◆ **What to do**:
Omit pictures and quote the listing below line by line, from its start through the line that holds "const ARROW = '#7a1418'".

◆ **Source excerpt**:

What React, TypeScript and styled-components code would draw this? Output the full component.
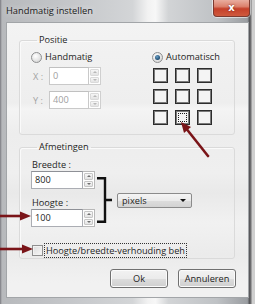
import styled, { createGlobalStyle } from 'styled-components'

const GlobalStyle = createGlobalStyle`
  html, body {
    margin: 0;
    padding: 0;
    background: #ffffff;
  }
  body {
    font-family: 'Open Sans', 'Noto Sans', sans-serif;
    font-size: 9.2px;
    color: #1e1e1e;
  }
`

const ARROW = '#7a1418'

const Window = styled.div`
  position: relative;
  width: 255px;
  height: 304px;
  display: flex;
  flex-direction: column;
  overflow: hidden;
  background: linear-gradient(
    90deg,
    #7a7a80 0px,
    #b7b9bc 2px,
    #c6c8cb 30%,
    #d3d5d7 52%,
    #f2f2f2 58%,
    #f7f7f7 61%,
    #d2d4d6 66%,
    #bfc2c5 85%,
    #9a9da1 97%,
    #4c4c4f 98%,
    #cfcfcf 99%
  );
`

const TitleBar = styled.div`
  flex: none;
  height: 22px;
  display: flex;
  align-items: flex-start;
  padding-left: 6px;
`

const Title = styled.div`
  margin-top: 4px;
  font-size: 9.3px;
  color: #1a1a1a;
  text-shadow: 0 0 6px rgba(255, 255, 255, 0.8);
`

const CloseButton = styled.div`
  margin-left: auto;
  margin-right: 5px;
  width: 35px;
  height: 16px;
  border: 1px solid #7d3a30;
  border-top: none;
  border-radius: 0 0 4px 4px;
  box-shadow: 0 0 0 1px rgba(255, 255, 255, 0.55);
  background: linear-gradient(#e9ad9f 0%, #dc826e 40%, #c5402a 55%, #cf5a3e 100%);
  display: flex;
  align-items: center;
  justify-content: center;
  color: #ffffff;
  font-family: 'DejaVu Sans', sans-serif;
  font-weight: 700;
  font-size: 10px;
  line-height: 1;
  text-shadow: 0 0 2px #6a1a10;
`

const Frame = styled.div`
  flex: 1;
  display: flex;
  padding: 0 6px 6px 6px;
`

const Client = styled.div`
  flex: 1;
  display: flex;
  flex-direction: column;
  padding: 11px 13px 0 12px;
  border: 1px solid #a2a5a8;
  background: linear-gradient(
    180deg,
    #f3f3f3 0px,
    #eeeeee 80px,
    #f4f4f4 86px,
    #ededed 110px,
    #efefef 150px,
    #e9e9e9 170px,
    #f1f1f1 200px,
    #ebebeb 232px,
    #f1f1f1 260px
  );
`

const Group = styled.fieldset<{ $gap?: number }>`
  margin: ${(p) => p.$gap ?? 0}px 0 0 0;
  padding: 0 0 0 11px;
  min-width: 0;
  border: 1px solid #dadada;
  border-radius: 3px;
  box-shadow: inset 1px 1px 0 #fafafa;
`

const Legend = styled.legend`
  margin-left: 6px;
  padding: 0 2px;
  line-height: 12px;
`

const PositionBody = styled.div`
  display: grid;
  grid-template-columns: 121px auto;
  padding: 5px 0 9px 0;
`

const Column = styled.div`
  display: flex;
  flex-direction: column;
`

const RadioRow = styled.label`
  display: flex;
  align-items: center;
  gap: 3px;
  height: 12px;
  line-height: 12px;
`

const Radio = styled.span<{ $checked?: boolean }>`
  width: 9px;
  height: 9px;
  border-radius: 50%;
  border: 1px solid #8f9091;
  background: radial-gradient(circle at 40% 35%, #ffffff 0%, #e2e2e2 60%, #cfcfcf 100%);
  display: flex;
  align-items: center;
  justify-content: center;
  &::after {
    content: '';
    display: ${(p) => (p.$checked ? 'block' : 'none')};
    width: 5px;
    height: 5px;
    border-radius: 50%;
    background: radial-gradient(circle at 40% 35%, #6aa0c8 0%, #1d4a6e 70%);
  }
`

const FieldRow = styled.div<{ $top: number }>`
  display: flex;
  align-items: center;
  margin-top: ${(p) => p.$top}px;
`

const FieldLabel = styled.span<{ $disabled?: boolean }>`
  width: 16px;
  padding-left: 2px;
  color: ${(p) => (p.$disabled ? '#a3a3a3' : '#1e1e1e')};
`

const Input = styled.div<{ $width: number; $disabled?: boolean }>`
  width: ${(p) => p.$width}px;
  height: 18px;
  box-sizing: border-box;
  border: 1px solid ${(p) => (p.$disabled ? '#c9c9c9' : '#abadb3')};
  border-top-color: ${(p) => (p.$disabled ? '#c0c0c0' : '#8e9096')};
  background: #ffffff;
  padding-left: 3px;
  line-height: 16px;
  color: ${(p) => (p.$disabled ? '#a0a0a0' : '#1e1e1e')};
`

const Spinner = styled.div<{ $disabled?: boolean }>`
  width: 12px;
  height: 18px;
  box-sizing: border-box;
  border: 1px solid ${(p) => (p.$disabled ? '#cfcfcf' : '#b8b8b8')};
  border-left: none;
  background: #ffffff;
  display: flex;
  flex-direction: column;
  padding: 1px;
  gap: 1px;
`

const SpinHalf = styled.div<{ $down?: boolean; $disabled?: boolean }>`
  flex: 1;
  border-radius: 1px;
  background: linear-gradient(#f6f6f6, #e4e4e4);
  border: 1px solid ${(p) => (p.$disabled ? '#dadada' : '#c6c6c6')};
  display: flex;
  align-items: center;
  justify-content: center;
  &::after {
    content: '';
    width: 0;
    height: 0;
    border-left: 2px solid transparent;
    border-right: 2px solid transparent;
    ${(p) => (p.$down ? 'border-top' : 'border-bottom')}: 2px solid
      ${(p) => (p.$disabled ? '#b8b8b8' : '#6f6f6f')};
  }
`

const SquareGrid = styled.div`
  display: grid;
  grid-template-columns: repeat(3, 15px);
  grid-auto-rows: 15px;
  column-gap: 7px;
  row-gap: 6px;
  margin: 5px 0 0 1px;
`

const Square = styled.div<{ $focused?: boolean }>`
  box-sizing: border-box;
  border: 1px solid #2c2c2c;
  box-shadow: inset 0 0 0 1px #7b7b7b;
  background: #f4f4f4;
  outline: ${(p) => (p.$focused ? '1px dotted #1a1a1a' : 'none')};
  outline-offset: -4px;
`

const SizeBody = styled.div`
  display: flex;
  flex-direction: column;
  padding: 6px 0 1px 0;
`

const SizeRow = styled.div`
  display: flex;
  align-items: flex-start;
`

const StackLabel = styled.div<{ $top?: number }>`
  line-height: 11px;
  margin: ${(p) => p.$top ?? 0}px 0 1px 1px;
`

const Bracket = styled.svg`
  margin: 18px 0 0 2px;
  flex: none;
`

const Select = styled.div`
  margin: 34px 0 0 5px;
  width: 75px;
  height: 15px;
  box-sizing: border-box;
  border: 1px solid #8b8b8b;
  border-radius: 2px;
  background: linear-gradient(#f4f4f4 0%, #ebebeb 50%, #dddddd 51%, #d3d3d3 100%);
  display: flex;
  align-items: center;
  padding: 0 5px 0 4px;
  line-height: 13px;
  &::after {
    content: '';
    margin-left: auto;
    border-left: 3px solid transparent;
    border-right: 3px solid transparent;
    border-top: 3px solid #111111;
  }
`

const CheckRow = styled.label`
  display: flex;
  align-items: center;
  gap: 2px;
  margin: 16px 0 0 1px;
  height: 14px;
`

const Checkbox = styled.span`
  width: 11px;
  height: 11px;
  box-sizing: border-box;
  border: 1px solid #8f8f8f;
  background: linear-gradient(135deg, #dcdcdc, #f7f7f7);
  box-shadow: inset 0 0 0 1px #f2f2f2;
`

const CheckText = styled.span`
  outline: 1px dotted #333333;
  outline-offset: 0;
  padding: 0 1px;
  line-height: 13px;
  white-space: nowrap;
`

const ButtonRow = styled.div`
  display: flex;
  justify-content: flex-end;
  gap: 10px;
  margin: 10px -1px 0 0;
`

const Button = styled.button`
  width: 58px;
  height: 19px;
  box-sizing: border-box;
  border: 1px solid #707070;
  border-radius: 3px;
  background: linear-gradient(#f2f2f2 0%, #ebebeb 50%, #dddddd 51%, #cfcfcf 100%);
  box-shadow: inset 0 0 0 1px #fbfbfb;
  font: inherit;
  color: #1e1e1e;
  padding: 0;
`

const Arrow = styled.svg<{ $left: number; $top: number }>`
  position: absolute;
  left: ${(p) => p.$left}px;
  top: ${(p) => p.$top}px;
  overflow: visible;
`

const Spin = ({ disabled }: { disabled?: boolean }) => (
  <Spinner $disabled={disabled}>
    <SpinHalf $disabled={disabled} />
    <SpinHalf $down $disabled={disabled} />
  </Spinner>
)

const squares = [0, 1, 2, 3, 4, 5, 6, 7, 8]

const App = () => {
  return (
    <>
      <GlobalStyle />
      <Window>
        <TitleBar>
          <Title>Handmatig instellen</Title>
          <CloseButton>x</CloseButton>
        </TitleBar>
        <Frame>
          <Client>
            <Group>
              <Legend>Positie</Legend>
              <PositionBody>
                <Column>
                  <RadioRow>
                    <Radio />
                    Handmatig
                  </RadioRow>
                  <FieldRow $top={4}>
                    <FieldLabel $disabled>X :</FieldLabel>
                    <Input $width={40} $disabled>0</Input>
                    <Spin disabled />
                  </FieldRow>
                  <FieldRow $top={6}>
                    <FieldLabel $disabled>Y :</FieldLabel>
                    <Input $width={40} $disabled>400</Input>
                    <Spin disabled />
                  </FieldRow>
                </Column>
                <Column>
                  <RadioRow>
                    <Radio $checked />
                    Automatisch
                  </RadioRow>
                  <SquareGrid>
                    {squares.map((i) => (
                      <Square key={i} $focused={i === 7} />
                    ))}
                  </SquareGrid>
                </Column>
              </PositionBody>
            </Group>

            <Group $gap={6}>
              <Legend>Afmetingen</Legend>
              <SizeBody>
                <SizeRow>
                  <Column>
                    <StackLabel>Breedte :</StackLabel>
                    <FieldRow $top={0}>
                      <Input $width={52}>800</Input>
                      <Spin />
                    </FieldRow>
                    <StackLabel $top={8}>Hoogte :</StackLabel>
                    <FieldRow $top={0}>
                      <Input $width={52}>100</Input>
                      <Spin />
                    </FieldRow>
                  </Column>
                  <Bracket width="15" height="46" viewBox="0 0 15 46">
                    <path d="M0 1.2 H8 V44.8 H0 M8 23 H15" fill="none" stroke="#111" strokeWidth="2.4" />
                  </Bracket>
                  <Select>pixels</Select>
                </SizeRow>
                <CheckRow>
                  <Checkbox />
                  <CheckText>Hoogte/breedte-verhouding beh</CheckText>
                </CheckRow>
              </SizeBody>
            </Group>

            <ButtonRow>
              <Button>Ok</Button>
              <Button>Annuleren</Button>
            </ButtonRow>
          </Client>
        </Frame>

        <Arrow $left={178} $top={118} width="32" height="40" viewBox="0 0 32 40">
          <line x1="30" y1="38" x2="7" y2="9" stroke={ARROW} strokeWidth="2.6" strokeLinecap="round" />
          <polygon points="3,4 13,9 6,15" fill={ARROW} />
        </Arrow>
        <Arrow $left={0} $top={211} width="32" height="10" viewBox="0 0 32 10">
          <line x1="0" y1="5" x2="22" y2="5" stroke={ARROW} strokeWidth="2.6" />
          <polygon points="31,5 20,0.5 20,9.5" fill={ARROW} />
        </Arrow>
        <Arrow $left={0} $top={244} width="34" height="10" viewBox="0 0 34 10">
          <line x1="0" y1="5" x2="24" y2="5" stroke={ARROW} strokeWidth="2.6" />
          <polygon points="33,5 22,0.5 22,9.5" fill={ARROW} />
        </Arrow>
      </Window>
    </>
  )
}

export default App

◆ **Reply**:
What React, TypeScript and styled-components code would draw this? Output the full component.
import styled, { createGlobalStyle } from 'styled-components'

const GlobalStyle = createGlobalStyle`
  html, body {
    margin: 0;
    padding: 0;
    background: #ffffff;
  }
  body {
    font-family: 'Open Sans', 'Noto Sans', sans-serif;
    font-size: 9.2px;
    color: #1e1e1e;
  }
`

const ARROW = '#7a1418'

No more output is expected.